Question about offset_factor in decl_buffer

Hello,

when defining access semantics for a tensor I would expect a dependence on stride and offset. So we would get the correct element by using this formula:

idx = offset + stride_i * i + stride_j * j (assuming an ixj tensor)

If we look at decl_buffer then offset corresponds to elem_offset and strides to strides. The definition of decl_buffer also exposes an offset_factor that can be defined. How does this fit with into the definition? The examples mention that it is relevant to tensorization, which is also the use case that interests me, but not the exact meaning of the value.
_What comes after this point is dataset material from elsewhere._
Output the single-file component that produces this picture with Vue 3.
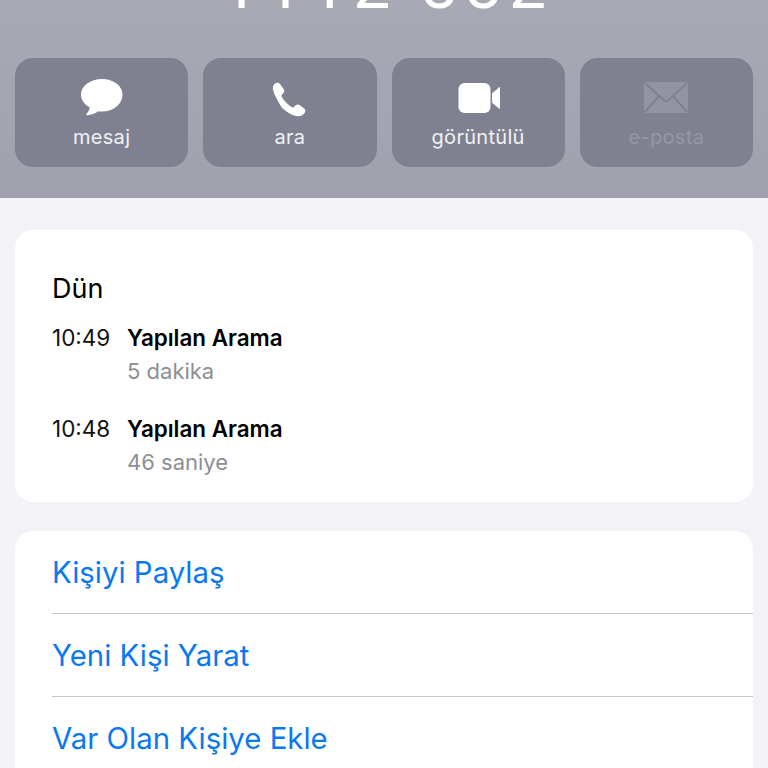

The define of offset_factor is in tvm.tir — tvm 0.15.dev0 documentation.

It has two meanings:

  1. create a Var for elem_offset;
  2. require that elem_offset be a multiple of offset_factor.

Here gives an example of wmma_load_a tensorization.


@T.prim_func
def wmma_load_a_desc(a: T.handle, c: T.handle) -> None:
    A = T.match_buffer(a, (16, 16), "float16", align=128, offset_factor=16, scope="shared")
    C = T.match_buffer(c, (16, 16), "float16", align=128, offset_factor=16, scope="wmma.matrix_a")

    with T.block("root"):
        T.reads(A[0:16, 0:16])
        T.writes(C[0:16, 0:16])
        for i, j in T.grid(16, 16):
            with T.block("load"):
                vii, vjj = T.axis.remap("SS", [i, j])
                C[vii, vjj] = A[vii, vjj]


@T.prim_func
def wmma_load_a_impl(a: T.handle, c: T.handle) -> None:
    s1 = T.int32()
    s0 = T.int32()
    A = T.match_buffer(
        a,
        (16, 16),
        "float16",
        align=128,
        offset_factor=16,
        scope="shared",
        strides=[s1, s0],
    )
    C = T.match_buffer(c, (16, 16), "float16", align=128, offset_factor=16, scope="wmma.matrix_a")

    with T.block("root"):
        T.reads(A[0:16, 0:16])
        T.writes(C[0:16, 0:16])
        T.evaluate(
            T.tvm_load_matrix_sync(
                C.data,
                16,
                16,
                16,
                C.elem_offset // 256 + T.floordiv(T.floormod(C.elem_offset, 256), 16),
                A.access_ptr("r"),
                s1,
                "row_major",
                dtype="handle",
            )
        )

We can see the Vars A.access_ptr(“r”) and C.elem_offset are used in wmma_load_a_impl.

If we don’t set offset_factor, then the elem_offset will be set to 0 by default. It causes

TVMError: Check failed: (analyzer_.CanProve(lhs == rhs)) is false: The buffer match constraint for A.elem_offset unmet: 0==threadIdx_y // 4 * 2048 + ax0_0 * 1024 + k_0_1 * 32 + ax1_0 * 16.

If we set offset_factor = 3 and the elem_offset can’t be divisible by 3. It causes

TVMError: Check failed: (analyzer_.CanProve(truncmod(buffer->elem_offset, buffer->offset_factor) == 0)) is false: The source elem_offset threadIdx_y // 4 * 2048 + ax0_0 * 1024 + k_0_1 * 32 + ax1_0 * 16 does not satisfy the offset_factor 3.
1 Like